_TASK DESCRIPTION_
Reproduce all the lines below exactly and omit the images.

** begin DATA SECTION **

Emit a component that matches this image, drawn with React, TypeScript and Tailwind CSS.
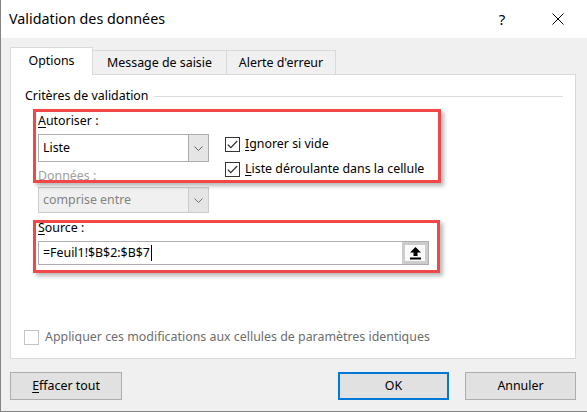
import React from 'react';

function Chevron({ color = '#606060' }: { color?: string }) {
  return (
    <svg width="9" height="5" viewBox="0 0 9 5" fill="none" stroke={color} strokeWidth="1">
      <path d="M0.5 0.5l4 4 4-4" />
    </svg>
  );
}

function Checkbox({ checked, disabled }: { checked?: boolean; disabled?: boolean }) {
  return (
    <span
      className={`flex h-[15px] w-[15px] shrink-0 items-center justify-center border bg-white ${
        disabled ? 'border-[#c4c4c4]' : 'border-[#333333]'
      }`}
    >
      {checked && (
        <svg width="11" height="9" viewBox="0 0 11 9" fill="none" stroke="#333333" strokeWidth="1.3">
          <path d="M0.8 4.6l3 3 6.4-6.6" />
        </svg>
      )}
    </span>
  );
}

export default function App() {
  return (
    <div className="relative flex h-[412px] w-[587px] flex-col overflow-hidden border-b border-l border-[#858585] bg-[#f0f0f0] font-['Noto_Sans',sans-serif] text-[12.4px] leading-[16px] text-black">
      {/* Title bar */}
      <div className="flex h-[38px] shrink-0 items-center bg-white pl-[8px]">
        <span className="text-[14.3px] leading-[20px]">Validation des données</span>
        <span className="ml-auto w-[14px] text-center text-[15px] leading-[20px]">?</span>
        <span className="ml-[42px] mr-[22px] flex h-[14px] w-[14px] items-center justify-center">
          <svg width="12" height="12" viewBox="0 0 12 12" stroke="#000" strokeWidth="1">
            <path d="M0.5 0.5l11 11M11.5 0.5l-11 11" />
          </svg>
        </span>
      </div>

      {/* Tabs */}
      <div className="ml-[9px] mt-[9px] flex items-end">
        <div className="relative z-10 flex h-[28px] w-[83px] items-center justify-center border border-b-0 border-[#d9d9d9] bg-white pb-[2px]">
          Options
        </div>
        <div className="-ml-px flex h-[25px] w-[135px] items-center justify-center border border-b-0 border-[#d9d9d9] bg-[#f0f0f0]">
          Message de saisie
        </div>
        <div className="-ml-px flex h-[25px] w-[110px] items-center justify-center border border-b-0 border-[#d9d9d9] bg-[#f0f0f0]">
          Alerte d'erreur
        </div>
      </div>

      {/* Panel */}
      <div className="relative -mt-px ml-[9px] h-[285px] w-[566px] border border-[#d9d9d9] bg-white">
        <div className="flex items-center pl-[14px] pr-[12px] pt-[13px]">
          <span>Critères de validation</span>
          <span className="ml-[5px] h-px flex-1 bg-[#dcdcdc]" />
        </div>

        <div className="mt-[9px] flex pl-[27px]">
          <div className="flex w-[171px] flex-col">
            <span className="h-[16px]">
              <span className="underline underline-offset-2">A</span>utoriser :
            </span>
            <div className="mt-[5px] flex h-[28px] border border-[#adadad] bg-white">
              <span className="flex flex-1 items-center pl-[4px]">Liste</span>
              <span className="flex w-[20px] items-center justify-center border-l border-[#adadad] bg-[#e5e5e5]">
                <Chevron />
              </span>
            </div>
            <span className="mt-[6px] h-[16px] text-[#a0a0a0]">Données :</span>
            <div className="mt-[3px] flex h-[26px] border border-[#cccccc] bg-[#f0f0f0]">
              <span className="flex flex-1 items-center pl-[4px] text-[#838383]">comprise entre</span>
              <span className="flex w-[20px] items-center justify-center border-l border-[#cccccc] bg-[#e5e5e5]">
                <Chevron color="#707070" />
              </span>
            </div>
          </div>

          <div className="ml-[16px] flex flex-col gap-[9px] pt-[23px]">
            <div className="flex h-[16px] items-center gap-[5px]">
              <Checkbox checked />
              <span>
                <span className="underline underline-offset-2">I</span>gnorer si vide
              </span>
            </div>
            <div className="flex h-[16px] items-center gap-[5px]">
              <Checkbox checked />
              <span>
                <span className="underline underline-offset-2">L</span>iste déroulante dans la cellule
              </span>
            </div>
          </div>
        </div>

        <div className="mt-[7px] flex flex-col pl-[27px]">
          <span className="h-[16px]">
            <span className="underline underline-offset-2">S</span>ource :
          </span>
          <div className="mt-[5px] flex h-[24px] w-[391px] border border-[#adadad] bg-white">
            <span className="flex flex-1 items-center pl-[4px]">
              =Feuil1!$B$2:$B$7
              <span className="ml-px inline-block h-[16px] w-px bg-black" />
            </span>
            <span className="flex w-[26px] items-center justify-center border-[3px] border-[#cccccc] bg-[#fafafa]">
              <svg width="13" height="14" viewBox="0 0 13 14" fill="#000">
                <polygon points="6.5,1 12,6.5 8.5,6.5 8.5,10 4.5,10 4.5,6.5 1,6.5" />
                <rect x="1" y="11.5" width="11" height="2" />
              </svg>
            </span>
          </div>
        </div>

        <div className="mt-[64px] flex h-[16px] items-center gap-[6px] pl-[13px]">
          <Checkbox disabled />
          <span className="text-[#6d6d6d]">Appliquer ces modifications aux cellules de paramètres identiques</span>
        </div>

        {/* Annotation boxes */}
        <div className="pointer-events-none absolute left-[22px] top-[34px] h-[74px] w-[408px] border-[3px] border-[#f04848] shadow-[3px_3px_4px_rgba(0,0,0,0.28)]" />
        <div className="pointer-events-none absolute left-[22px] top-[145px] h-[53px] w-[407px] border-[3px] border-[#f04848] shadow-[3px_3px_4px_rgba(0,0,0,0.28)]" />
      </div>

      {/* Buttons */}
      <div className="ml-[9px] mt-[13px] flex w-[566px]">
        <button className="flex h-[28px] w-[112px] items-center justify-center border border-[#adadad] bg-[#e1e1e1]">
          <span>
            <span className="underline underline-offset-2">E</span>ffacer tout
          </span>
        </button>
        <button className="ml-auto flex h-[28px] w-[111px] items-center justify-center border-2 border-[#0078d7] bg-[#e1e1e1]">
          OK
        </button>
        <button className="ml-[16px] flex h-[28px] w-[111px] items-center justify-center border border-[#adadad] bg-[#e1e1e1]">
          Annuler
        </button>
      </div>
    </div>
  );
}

** end DATA SECTION **

_THE ANSWER_
Emit a component that matches this image, drawn with React, TypeScript and Tailwind CSS.
import React from 'react';

function Chevron({ color = '#606060' }: { color?: string }) {
  return (
    <svg width="9" height="5" viewBox="0 0 9 5" fill="none" stroke={color} strokeWidth="1">
      <path d="M0.5 0.5l4 4 4-4" />
    </svg>
  );
}

function Checkbox({ checked, disabled }: { checked?: boolean; disabled?: boolean }) {
  return (
    <span
      className={`flex h-[15px] w-[15px] shrink-0 items-center justify-center border bg-white ${
        disabled ? 'border-[#c4c4c4]' : 'border-[#333333]'
      }`}
    >
      {checked && (
        <svg width="11" height="9" viewBox="0 0 11 9" fill="none" stroke="#333333" strokeWidth="1.3">
          <path d="M0.8 4.6l3 3 6.4-6.6" />
        </svg>
      )}
    </span>
  );
}

export default function App() {
  return (
    <div className="relative flex h-[412px] w-[587px] flex-col overflow-hidden border-b border-l border-[#858585] bg-[#f0f0f0] font-['Noto_Sans',sans-serif] text-[12.4px] leading-[16px] text-black">
      {/* Title bar */}
      <div className="flex h-[38px] shrink-0 items-center bg-white pl-[8px]">
        <span className="text-[14.3px] leading-[20px]">Validation des données</span>
        <span className="ml-auto w-[14px] text-center text-[15px] leading-[20px]">?</span>
        <span className="ml-[42px] mr-[22px] flex h-[14px] w-[14px] items-center justify-center">
          <svg width="12" height="12" viewBox="0 0 12 12" stroke="#000" strokeWidth="1">
            <path d="M0.5 0.5l11 11M11.5 0.5l-11 11" />
          </svg>
        </span>
      </div>

      {/* Tabs */}
      <div className="ml-[9px] mt-[9px] flex items-end">
        <div className="relative z-10 flex h-[28px] w-[83px] items-center justify-center border border-b-0 border-[#d9d9d9] bg-white pb-[2px]">
          Options
        </div>
        <div className="-ml-px flex h-[25px] w-[135px] items-center justify-center border border-b-0 border-[#d9d9d9] bg-[#f0f0f0]">
          Message de saisie
        </div>
        <div className="-ml-px flex h-[25px] w-[110px] items-center justify-center border border-b-0 border-[#d9d9d9] bg-[#f0f0f0]">
          Alerte d'erreur
        </div>
      </div>

      {/* Panel */}
      <div className="relative -mt-px ml-[9px] h-[285px] w-[566px] border border-[#d9d9d9] bg-white">
        <div className="flex items-center pl-[14px] pr-[12px] pt-[13px]">
          <span>Critères de validation</span>
          <span className="ml-[5px] h-px flex-1 bg-[#dcdcdc]" />
        </div>

        <div className="mt-[9px] flex pl-[27px]">
          <div className="flex w-[171px] flex-col">
            <span className="h-[16px]">
              <span className="underline underline-offset-2">A</span>utoriser :
            </span>
            <div className="mt-[5px] flex h-[28px] border border-[#adadad] bg-white">
              <span className="flex flex-1 items-center pl-[4px]">Liste</span>
              <span className="flex w-[20px] items-center justify-center border-l border-[#adadad] bg-[#e5e5e5]">
                <Chevron />
              </span>
            </div>
            <span className="mt-[6px] h-[16px] text-[#a0a0a0]">Données :</span>
            <div className="mt-[3px] flex h-[26px] border border-[#cccccc] bg-[#f0f0f0]">
              <span className="flex flex-1 items-center pl-[4px] text-[#838383]">comprise entre</span>
              <span className="flex w-[20px] items-center justify-center border-l border-[#cccccc] bg-[#e5e5e5]">
                <Chevron color="#707070" />
              </span>
            </div>
          </div>

          <div className="ml-[16px] flex flex-col gap-[9px] pt-[23px]">
            <div className="flex h-[16px] items-center gap-[5px]">
              <Checkbox checked />
              <span>
                <span className="underline underline-offset-2">I</span>gnorer si vide
              </span>
            </div>
            <div className="flex h-[16px] items-center gap-[5px]">
              <Checkbox checked />
              <span>
                <span className="underline underline-offset-2">L</span>iste déroulante dans la cellule
              </span>
            </div>
          </div>
        </div>

        <div className="mt-[7px] flex flex-col pl-[27px]">
          <span className="h-[16px]">
            <span className="underline underline-offset-2">S</span>ource :
          </span>
          <div className="mt-[5px] flex h-[24px] w-[391px] border border-[#adadad] bg-white">
            <span className="flex flex-1 items-center pl-[4px]">
              =Feuil1!$B$2:$B$7
              <span className="ml-px inline-block h-[16px] w-px bg-black" />
            </span>
            <span className="flex w-[26px] items-center justify-center border-[3px] border-[#cccccc] bg-[#fafafa]">
              <svg width="13" height="14" viewBox="0 0 13 14" fill="#000">
                <polygon points="6.5,1 12,6.5 8.5,6.5 8.5,10 4.5,10 4.5,6.5 1,6.5" />
                <rect x="1" y="11.5" width="11" height="2" />
              </svg>
            </span>
          </div>
        </div>

        <div className="mt-[64px] flex h-[16px] items-center gap-[6px] pl-[13px]">
          <Checkbox disabled />
          <span className="text-[#6d6d6d]">Appliquer ces modifications aux cellules de paramètres identiques</span>
        </div>

        {/* Annotation boxes */}
        <div className="pointer-events-none absolute left-[22px] top-[34px] h-[74px] w-[408px] border-[3px] border-[#f04848] shadow-[3px_3px_4px_rgba(0,0,0,0.28)]" />
        <div className="pointer-events-none absolute left-[22px] top-[145px] h-[53px] w-[407px] border-[3px] border-[#f04848] shadow-[3px_3px_4px_rgba(0,0,0,0.28)]" />
      </div>

      {/* Buttons */}
      <div className="ml-[9px] mt-[13px] flex w-[566px]">
        <button className="flex h-[28px] w-[112px] items-center justify-center border border-[#adadad] bg-[#e1e1e1]">
          <span>
            <span className="underline underline-offset-2">E</span>ffacer tout
          </span>
        </button>
        <button className="ml-auto flex h-[28px] w-[111px] items-center justify-center border-2 border-[#0078d7] bg-[#e1e1e1]">
          OK
        </button>
        <button className="ml-[16px] flex h-[28px] w-[111px] items-center justify-center border border-[#adadad] bg-[#e1e1e1]">
          Annuler
        </button>
      </div>
    </div>
  );
}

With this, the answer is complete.